# START OF Data extract

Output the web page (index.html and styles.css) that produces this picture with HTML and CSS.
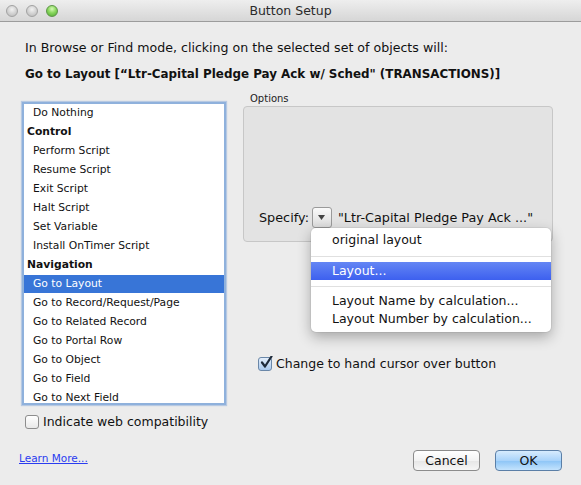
FILE: index.html
```html
<!DOCTYPE html>
<html>
<head>
<meta charset="utf-8">
<link rel="stylesheet" href="styles.css">
</head>
<body>
<div class="window">
  <div class="titlebar">
    <div class="lights">
      <span class="light"></span>
      <span class="light"></span>
      <span class="light green"></span>
    </div>
    <div class="title">Button Setup</div>
    <div></div>
  </div>

  <div class="content">
    <p class="intro">In Browse or Find mode, clicking on the selected set of objects will:</p>
    <p class="action">Go to Layout [“Ltr-Capital Pledge Pay Ack w/ Sched" (TRANSACTIONS)]</p>

    <div class="main">
      <div class="left">
        <div class="list">
          <div class="row item">Do Nothing</div>
          <div class="row head">Control</div>
          <div class="row item">Perform Script</div>
          <div class="row item">Resume Script</div>
          <div class="row item">Exit Script</div>
          <div class="row item">Halt Script</div>
          <div class="row item">Set Variable</div>
          <div class="row item">Install OnTimer Script</div>
          <div class="row head">Navigation</div>
          <div class="row item selected">Go to Layout</div>
          <div class="row item">Go to Record/Request/Page</div>
          <div class="row item">Go to Related Record</div>
          <div class="row item">Go to Portal Row</div>
          <div class="row item">Go to Object</div>
          <div class="row item">Go to Field</div>
          <div class="row item">Go to Next Field</div>
        </div>
        <label class="check web">
          <span class="box"></span>
          <span>Indicate web compatibility</span>
        </label>
      </div>

      <div class="right">
        <div class="options-label">Options</div>
        <div class="options">
          <div class="specify">
            <span>Specify:</span>
            <span class="popbtn">
              <svg width="7" height="5" viewBox="0 0 7 5"><path d="M0 0H7L3.5 5Z" fill="#444"/></svg>
            </span>
            <span class="value">"Ltr-Capital Pledge Pay Ack ..."</span>
          </div>
        </div>
        <label class="check hand">
          <span class="box checked">
            <svg width="14" height="14" viewBox="0 0 14 14"><path d="M3 6.5 L6 10.5 L12.5 0.5" fill="none" stroke="#1d2a3a" stroke-width="2.2" stroke-linejoin="round" stroke-linecap="round"/></svg>
          </span>
          <span>Change to hand cursor over button</span>
        </label>
      </div>
    </div>
  </div>

  <div class="footer">
    <a class="learn" href="#">Learn More...</a>
    <div class="buttons">
      <button class="btn">Cancel</button>
      <button class="btn default">OK</button>
    </div>
  </div>

  <div class="menu">
    <div class="mi">original layout</div>
    <div class="sep"></div>
    <div class="mi hl">Layout...</div>
    <div class="sep sep2"></div>
    <div class="mi">Layout Name by calculation...</div>
    <div class="mi">Layout Number by calculation...</div>
  </div>
</div>
</body>
</html>
```

FILE: styles.css
```css
* { box-sizing: border-box; }
html, body { margin: 0; padding: 0; }
body {
  font-family: "Lucida Grande", "DejaVu Sans", sans-serif;
  color: #111;
  background: #ececec;
}
.window {
  position: relative;
  width: 581px;
  height: 485px;
  background: #ececec;
  display: flex;
  flex-direction: column;
  overflow: hidden;
}
.titlebar {
  height: 22px;
  display: grid;
  grid-template-columns: 1fr auto 1fr;
  align-items: center;
  background: linear-gradient(#eeeeee, #d6d6d6);
  border-bottom: 1px solid #9c9c9c;
}
.lights {
  display: flex;
  gap: 8px;
  padding-left: 6px;
}
.light {
  width: 12px;
  height: 12px;
  border-radius: 50%;
  background: radial-gradient(circle at 50% 35%, #f2f2f2 0, #d6d6d6 45%, #b5b5b5 100%);
  border: 1px solid #a2a2a2;
}
.light.green {
  background: radial-gradient(circle at 50% 30%, #d7f9b8 0, #8ad85e 45%, #4fa832 100%);
  border-color: #5e9548;
}
.title {
  font-size: 12.5px;
  color: #2a2a2a;
}
.content {
  padding-left: 25px;
}
.intro {
  margin: 18px 0 0 0;
  font-size: 12.6px;
  line-height: 15px;
}
.action {
  margin: 12px 0 0 0;
  font-size: 11.9px;
  line-height: 15px;
  font-weight: bold;
}
.main {
  display: flex;
  align-items: flex-start;
  margin-top: 10px;
  margin-left: -3px;
}
.left {
  width: 204px;
  padding-top: 10px;
}
.list {
  height: 303px;
  background: #fff;
  border: 2px solid #8fb1dc;
  box-shadow: 0 0 1px 1px rgba(120, 160, 215, 0.45);
  overflow: hidden;
  font-size: 10.75px;
}
.row {
  height: 19px;
  line-height: 17px;
  white-space: nowrap;
}
.row.item { padding-left: 9px; }
.row.head { padding-left: 3px; font-weight: bold; }
.row.selected {
  background: #3875d7;
  color: #fff;
  height: 18px;
  margin-bottom: 1px;
  line-height: 18px;
}
.check {
  display: flex;
  align-items: center;
  font-size: 12.5px;
  line-height: 15px;
}
.box {
  width: 14px;
  height: 14px;
  border: 1px solid #8d8d8d;
  border-radius: 3px;
  background: linear-gradient(#ffffff, #e9e9e9);
  flex: none;
  position: relative;
}
.box svg { position: absolute; left: 0; top: -2px; }
.box.checked {
  background: linear-gradient(#e3eefb, #a9c9ee);
  border-color: #6a87a8;
}
.check.web {
  margin-top: 9px;
  margin-left: 3px;
  gap: 4px;
}
.right {
  margin-left: 17px;
  width: 310px;
}
.options-label {
  font-size: 10px;
  line-height: 12px;
  padding-left: 7px;
  margin-top: 1px;
  color: #222;
}
.options {
  margin-top: 1px;
  height: 136px;
  background: #e3e3e3;
  border: 1px solid #c7c7c7;
  border-radius: 4px;
  display: flex;
  flex-direction: column;
  justify-content: flex-end;
  padding: 0 0 13px 15px;
}
.specify {
  display: flex;
  align-items: center;
  font-size: 12.8px;
}
.popbtn {
  width: 20px;
  height: 21px;
  margin-left: 3px;
  margin-right: 6px;
  border: 1px solid #9a9a9a;
  border-radius: 3px;
  background: linear-gradient(#fafafa, #dcdcdc);
  display: flex;
  align-items: center;
  justify-content: center;
}
.check.hand {
  margin-top: 114px;
  margin-left: 15px;
  gap: 4px;
}
.footer {
  margin-top: auto;
  display: flex;
  justify-content: space-between;
  align-items: center;
  padding: 0 19px 14px 19px;
}
.learn {
  font-size: 10.5px;
  color: #2a3cf0;
  text-decoration: underline;
  margin-bottom: 5px;
}
.buttons {
  display: flex;
  gap: 15px;
}
.btn {
  width: 67px;
  height: 21px;
  font-family: "Lucida Grande", "DejaVu Sans", sans-serif;
  font-size: 12.5px;
  color: #111;
  border: 1px solid #8c8c8c;
  border-radius: 4px;
  background: linear-gradient(#ffffff 0%, #f3f3f3 50%, #e6e6e6 51%, #f6f6f6 100%);
  padding: 0;
}
.btn.default {
  border-color: #5b7fa7;
  background: linear-gradient(#d7ebfd 0%, #a9d3fa 50%, #8cc4f6 51%, #c3e3fd 100%);
}
.menu {
  position: absolute;
  left: 311px;
  top: 228px;
  width: 240px;
  height: 104px;
  background: #fff;
  border-radius: 5px;
  box-shadow: 0 5px 14px rgba(0, 0, 0, 0.3), 0 0 0 1px rgba(0, 0, 0, 0.05);
  padding-top: 3px;
  font-size: 12.5px;
}
.mi {
  height: 18px;
  line-height: 18px;
  padding-left: 21px;
  white-space: nowrap;
}
.mi.hl {
  background: linear-gradient(#6486f4, #3d60ef);
  color: #fff;
}
.sep {
  height: 1px;
  background: #e0e0e0;
  margin: 7px 0 5px 0;
}
.sep.sep2 { margin: 6px 0 5px 0; }
```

# END OF Data extract

What to produce → Write the lines above out again exactly, without any of their pictures.

Answer to the exercise →
Output the web page (index.html and styles.css) that produces this picture with HTML and CSS.
FILE: index.html
```html
<!DOCTYPE html>
<html>
<head>
<meta charset="utf-8">
<link rel="stylesheet" href="styles.css">
</head>
<body>
<div class="window">
  <div class="titlebar">
    <div class="lights">
      <span class="light"></span>
      <span class="light"></span>
      <span class="light green"></span>
    </div>
    <div class="title">Button Setup</div>
    <div></div>
  </div>

  <div class="content">
    <p class="intro">In Browse or Find mode, clicking on the selected set of objects will:</p>
    <p class="action">Go to Layout [“Ltr-Capital Pledge Pay Ack w/ Sched" (TRANSACTIONS)]</p>

    <div class="main">
      <div class="left">
        <div class="list">
          <div class="row item">Do Nothing</div>
          <div class="row head">Control</div>
          <div class="row item">Perform Script</div>
          <div class="row item">Resume Script</div>
          <div class="row item">Exit Script</div>
          <div class="row item">Halt Script</div>
          <div class="row item">Set Variable</div>
          <div class="row item">Install OnTimer Script</div>
          <div class="row head">Navigation</div>
          <div class="row item selected">Go to Layout</div>
          <div class="row item">Go to Record/Request/Page</div>
          <div class="row item">Go to Related Record</div>
          <div class="row item">Go to Portal Row</div>
          <div class="row item">Go to Object</div>
          <div class="row item">Go to Field</div>
          <div class="row item">Go to Next Field</div>
        </div>
        <label class="check web">
          <span class="box"></span>
          <span>Indicate web compatibility</span>
        </label>
      </div>

      <div class="right">
        <div class="options-label">Options</div>
        <div class="options">
          <div class="specify">
            <span>Specify:</span>
            <span class="popbtn">
              <svg width="7" height="5" viewBox="0 0 7 5"><path d="M0 0H7L3.5 5Z" fill="#444"/></svg>
            </span>
            <span class="value">"Ltr-Capital Pledge Pay Ack ..."</span>
          </div>
        </div>
        <label class="check hand">
          <span class="box checked">
            <svg width="14" height="14" viewBox="0 0 14 14"><path d="M3 6.5 L6 10.5 L12.5 0.5" fill="none" stroke="#1d2a3a" stroke-width="2.2" stroke-linejoin="round" stroke-linecap="round"/></svg>
          </span>
          <span>Change to hand cursor over button</span>
        </label>
      </div>
    </div>
  </div>

  <div class="footer">
    <a class="learn" href="#">Learn More...</a>
    <div class="buttons">
      <button class="btn">Cancel</button>
      <button class="btn default">OK</button>
    </div>
  </div>

  <div class="menu">
    <div class="mi">original layout</div>
    <div class="sep"></div>
    <div class="mi hl">Layout...</div>
    <div class="sep sep2"></div>
    <div class="mi">Layout Name by calculation...</div>
    <div class="mi">Layout Number by calculation...</div>
  </div>
</div>
</body>
</html>
```

FILE: styles.css
```css
* { box-sizing: border-box; }
html, body { margin: 0; padding: 0; }
body {
  font-family: "Lucida Grande", "DejaVu Sans", sans-serif;
  color: #111;
  background: #ececec;
}
.window {
  position: relative;
  width: 581px;
  height: 485px;
  background: #ececec;
  display: flex;
  flex-direction: column;
  overflow: hidden;
}
.titlebar {
  height: 22px;
  display: grid;
  grid-template-columns: 1fr auto 1fr;
  align-items: center;
  background: linear-gradient(#eeeeee, #d6d6d6);
  border-bottom: 1px solid #9c9c9c;
}
.lights {
  display: flex;
  gap: 8px;
  padding-left: 6px;
}
.light {
  width: 12px;
  height: 12px;
  border-radius: 50%;
  background: radial-gradient(circle at 50% 35%, #f2f2f2 0, #d6d6d6 45%, #b5b5b5 100%);
  border: 1px solid #a2a2a2;
}
.light.green {
  background: radial-gradient(circle at 50% 30%, #d7f9b8 0, #8ad85e 45%, #4fa832 100%);
  border-color: #5e9548;
}
.title {
  font-size: 12.5px;
  color: #2a2a2a;
}
.content {
  padding-left: 25px;
}
.intro {
  margin: 18px 0 0 0;
  font-size: 12.6px;
  line-height: 15px;
}
.action {
  margin: 12px 0 0 0;
  font-size: 11.9px;
  line-height: 15px;
  font-weight: bold;
}
.main {
  display: flex;
  align-items: flex-start;
  margin-top: 10px;
  margin-left: -3px;
}
.left {
  width: 204px;
  padding-top: 10px;
}
.list {
  height: 303px;
  background: #fff;
  border: 2px solid #8fb1dc;
  box-shadow: 0 0 1px 1px rgba(120, 160, 215, 0.45);
  overflow: hidden;
  font-size: 10.75px;
}
.row {
  height: 19px;
  line-height: 17px;
  white-space: nowrap;
}
.row.item { padding-left: 9px; }
.row.head { padding-left: 3px; font-weight: bold; }
.row.selected {
  background: #3875d7;
  color: #fff;
  height: 18px;
  margin-bottom: 1px;
  line-height: 18px;
}
.check {
  display: flex;
  align-items: center;
  font-size: 12.5px;
  line-height: 15px;
}
.box {
  width: 14px;
  height: 14px;
  border: 1px solid #8d8d8d;
  border-radius: 3px;
  background: linear-gradient(#ffffff, #e9e9e9);
  flex: none;
  position: relative;
}
.box svg { position: absolute; left: 0; top: -2px; }
.box.checked {
  background: linear-gradient(#e3eefb, #a9c9ee);
  border-color: #6a87a8;
}
.check.web {
  margin-top: 9px;
  margin-left: 3px;
  gap: 4px;
}
.right {
  margin-left: 17px;
  width: 310px;
}
.options-label {
  font-size: 10px;
  line-height: 12px;
  padding-left: 7px;
  margin-top: 1px;
  color: #222;
}
.options {
  margin-top: 1px;
  height: 136px;
  background: #e3e3e3;
  border: 1px solid #c7c7c7;
  border-radius: 4px;
  display: flex;
  flex-direction: column;
  justify-content: flex-end;
  padding: 0 0 13px 15px;
}
.specify {
  display: flex;
  align-items: center;
  font-size: 12.8px;
}
.popbtn {
  width: 20px;
  height: 21px;
  margin-left: 3px;
  margin-right: 6px;
  border: 1px solid #9a9a9a;
  border-radius: 3px;
  background: linear-gradient(#fafafa, #dcdcdc);
  display: flex;
  align-items: center;
  justify-content: center;
}
.check.hand {
  margin-top: 114px;
  margin-left: 15px;
  gap: 4px;
}
.footer {
  margin-top: auto;
  display: flex;
  justify-content: space-between;
  align-items: center;
  padding: 0 19px 14px 19px;
}
.learn {
  font-size: 10.5px;
  color: #2a3cf0;
  text-decoration: underline;
  margin-bottom: 5px;
}
.buttons {
  display: flex;
  gap: 15px;
}
.btn {
  width: 67px;
  height: 21px;
  font-family: "Lucida Grande", "DejaVu Sans", sans-serif;
  font-size: 12.5px;
  color: #111;
  border: 1px solid #8c8c8c;
  border-radius: 4px;
  background: linear-gradient(#ffffff 0%, #f3f3f3 50%, #e6e6e6 51%, #f6f6f6 100%);
  padding: 0;
}
.btn.default {
  border-color: #5b7fa7;
  background: linear-gradient(#d7ebfd 0%, #a9d3fa 50%, #8cc4f6 51%, #c3e3fd 100%);
}
.menu {
  position: absolute;
  left: 311px;
  top: 228px;
  width: 240px;
  height: 104px;
  background: #fff;
  border-radius: 5px;
  box-shadow: 0 5px 14px rgba(0, 0, 0, 0.3), 0 0 0 1px rgba(0, 0, 0, 0.05);
  padding-top: 3px;
  font-size: 12.5px;
}
.mi {
  height: 18px;
  line-height: 18px;
  padding-left: 21px;
  white-space: nowrap;
}
.mi.hl {
  background: linear-gradient(#6486f4, #3d60ef);
  color: #fff;
}
.sep {
  height: 1px;
  background: #e0e0e0;
  margin: 7px 0 5px 0;
}
.sep.sep2 { margin: 6px 0 5px 0; }
```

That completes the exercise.